Exercise task — Copy all of the material word for word, except for the pictures.

Data provided —
* * * * * * * * *
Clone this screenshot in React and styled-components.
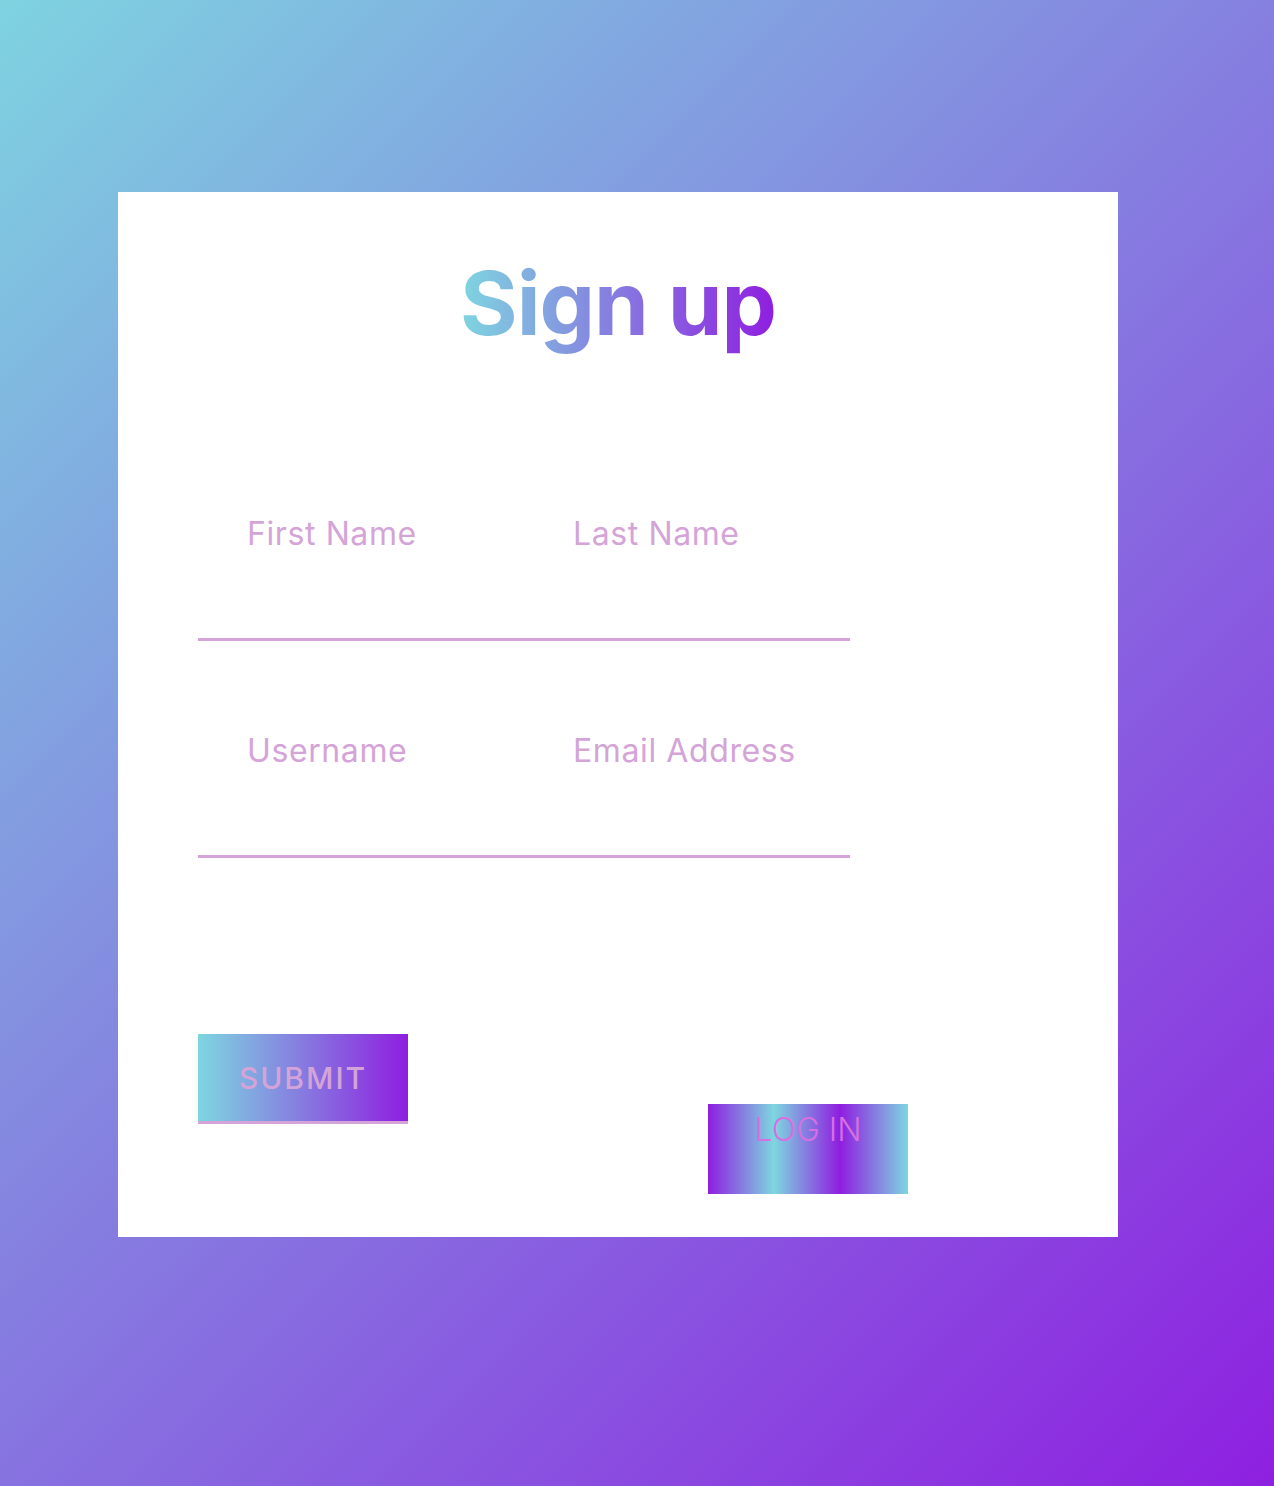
import React from "react";
import styled, { createGlobalStyle } from "styled-components";

const Global = createGlobalStyle`
  html, body { margin: 0; padding: 0; }
  body { font-family: Inter, "Open Sans", sans-serif; }
`;

const Page = styled.div`
  min-height: 1486px;
  box-sizing: border-box;
  padding: 192px 0 0 118px;
  background: linear-gradient(135deg, #7ed3e0 0%, #8e20e0 100%);
`;

const Card = styled.div`
  width: 1000px;
  height: 1045px;
  box-sizing: border-box;
  background: #fff;
  padding: 0 80px;
  display: flex;
  flex-direction: column;
`;

const Title = styled.h1`
  margin: 56px 0 0;
  align-self: center;
  font-family: Inter, sans-serif;
  font-weight: 700;
  font-size: 88px;
  line-height: 110px;
  letter-spacing: -1px;
  background: linear-gradient(90deg, #7ed6e0 0%, #8f1ee0 100%);
  -webkit-background-clip: text;
  background-clip: text;
  color: transparent;
`;

const Form = styled.form`
  display: flex;
  flex-direction: column;
  margin-top: 155px;
`;

const FieldRow = styled.div`
  width: 652px;
  display: grid;
  grid-template-columns: 326px 326px;
  border-bottom: 3px solid #d4a4d8;
  padding: 0 0 85px;
  & + & { margin-top: 89px; }
`;

const Input = styled.input`
  border: none;
  outline: none;
  background: transparent;
  padding: 0 0 0 49px;
  height: 40px;
  font-family: Inter, sans-serif;
  font-size: 32px;
  letter-spacing: 0.6px;
  color: #b070c0;
  &::placeholder { color: #d4a4d8; }
`;

const Buttons = styled.div`
  display: flex;
  align-items: flex-start;
  margin-top: 176px;
`;

const SubmitButton = styled.button`
  width: 210px;
  height: 90px;
  border: none;
  border-bottom: 3px solid #d4a4d8;
  padding: 0;
  background: linear-gradient(90deg, #7ed6e0 0%, #8f1ee0 100%);
  color: #d4a4d8;
  font-family: Inter, sans-serif;
  font-size: 30px;
  font-weight: 500;
  letter-spacing: 2px;
`;

const LoginButton = styled.button`
  width: 200px;
  height: 90px;
  margin: 70px 0 0 300px;
  border: none;
  padding: 6px 0 0;
  display: flex;
  justify-content: center;
  align-items: flex-start;
  background: linear-gradient(90deg, #8f1ee0 0%, #7ed6e0 33%, #8f1ee0 66%, #7ed6e0 100%);
  color: #d670e0;
  font-family: Inter, sans-serif;
  font-size: 32px;
  font-weight: 300;
  line-height: 40px;
`;

export default function App() {
  return (
    <>
      <Global />
      <Page>
        <Card>
          <Title>Sign up</Title>
          <Form onSubmit={(e) => e.preventDefault()}>
            <FieldRow>
              <Input placeholder="First Name" />
              <Input placeholder="Last Name" />
            </FieldRow>
            <FieldRow>
              <Input placeholder="Username" />
              <Input placeholder="Email Address" />
            </FieldRow>
            <Buttons>
              <SubmitButton type="submit">SUBMIT</SubmitButton>
              <LoginButton type="button">LOG IN</LoginButton>
            </Buttons>
          </Form>
        </Card>
      </Page>
    </>
  );
}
* * * * * * * * *
Response for this exercise —
Clone this screenshot in React and styled-components.
import React from "react";
import styled, { createGlobalStyle } from "styled-components";

const Global = createGlobalStyle`
  html, body { margin: 0; padding: 0; }
  body { font-family: Inter, "Open Sans", sans-serif; }
`;

const Page = styled.div`
  min-height: 1486px;
  box-sizing: border-box;
  padding: 192px 0 0 118px;
  background: linear-gradient(135deg, #7ed3e0 0%, #8e20e0 100%);
`;

const Card = styled.div`
  width: 1000px;
  height: 1045px;
  box-sizing: border-box;
  background: #fff;
  padding: 0 80px;
  display: flex;
  flex-direction: column;
`;

const Title = styled.h1`
  margin: 56px 0 0;
  align-self: center;
  font-family: Inter, sans-serif;
  font-weight: 700;
  font-size: 88px;
  line-height: 110px;
  letter-spacing: -1px;
  background: linear-gradient(90deg, #7ed6e0 0%, #8f1ee0 100%);
  -webkit-background-clip: text;
  background-clip: text;
  color: transparent;
`;

const Form = styled.form`
  display: flex;
  flex-direction: column;
  margin-top: 155px;
`;

const FieldRow = styled.div`
  width: 652px;
  display: grid;
  grid-template-columns: 326px 326px;
  border-bottom: 3px solid #d4a4d8;
  padding: 0 0 85px;
  & + & { margin-top: 89px; }
`;

const Input = styled.input`
  border: none;
  outline: none;
  background: transparent;
  padding: 0 0 0 49px;
  height: 40px;
  font-family: Inter, sans-serif;
  font-size: 32px;
  letter-spacing: 0.6px;
  color: #b070c0;
  &::placeholder { color: #d4a4d8; }
`;

const Buttons = styled.div`
  display: flex;
  align-items: flex-start;
  margin-top: 176px;
`;

const SubmitButton = styled.button`
  width: 210px;
  height: 90px;
  border: none;
  border-bottom: 3px solid #d4a4d8;
  padding: 0;
  background: linear-gradient(90deg, #7ed6e0 0%, #8f1ee0 100%);
  color: #d4a4d8;
  font-family: Inter, sans-serif;
  font-size: 30px;
  font-weight: 500;
  letter-spacing: 2px;
`;

const LoginButton = styled.button`
  width: 200px;
  height: 90px;
  margin: 70px 0 0 300px;
  border: none;
  padding: 6px 0 0;
  display: flex;
  justify-content: center;
  align-items: flex-start;
  background: linear-gradient(90deg, #8f1ee0 0%, #7ed6e0 33%, #8f1ee0 66%, #7ed6e0 100%);
  color: #d670e0;
  font-family: Inter, sans-serif;
  font-size: 32px;
  font-weight: 300;
  line-height: 40px;
`;

export default function App() {
  return (
    <>
      <Global />
      <Page>
        <Card>
          <Title>Sign up</Title>
          <Form onSubmit={(e) => e.preventDefault()}>
            <FieldRow>
              <Input placeholder="First Name" />
              <Input placeholder="Last Name" />
            </FieldRow>
            <FieldRow>
              <Input placeholder="Username" />
              <Input placeholder="Email Address" />
            </FieldRow>
            <Buttons>
              <SubmitButton type="submit">SUBMIT</SubmitButton>
              <LoginButton type="button">LOG IN</LoginButton>
            </Buttons>
          </Form>
        </Card>
      </Page>
    </>
  );
}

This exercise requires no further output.